Vernon Thomas

Personal information
- Born: Vernon Lawrence Walter Thomas 27 August 1914
- Died: 17 November 1957 (aged 43)

Sport
- Country: New Zealand
- Sport: Wrestling

Achievements and titles
- National finals: Welterweight champion (1935, 1936, 1938) Lightweight champion (1937)

Medal record
Representing New Zealand
Men's wrestling
British Empire Games
| Silver medal – second place | 1938 Sydney | Lightweight |

= Vernon Thomas (wrestler) =

New Zealand wrestler

Vernon Lawrence Walter Thomas (27 August 1914 - 17 November 1957) was a New Zealand wrestler who won a silver medal at the 1938 British Empire Games.

==Biography==
Born on 27 August 1914, Thomas was the son of Rubena Birss and her husband Walter Samuel Thomas.

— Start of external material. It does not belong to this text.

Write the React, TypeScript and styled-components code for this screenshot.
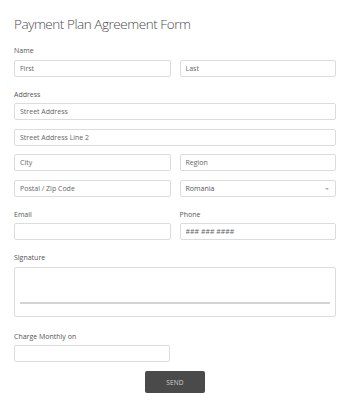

Thomas won four New Zealand national amateur wrestling titles: the welterweight title in 1935, 1936, and 1938; and the lightweight championship in 1937. At the 1938 British Empire Games in Sydney, he won the silver medal in the men's lightweight division.

Thomas died on 17 November 1957, and his ashes were buried in Karori Cemetery, Wellington.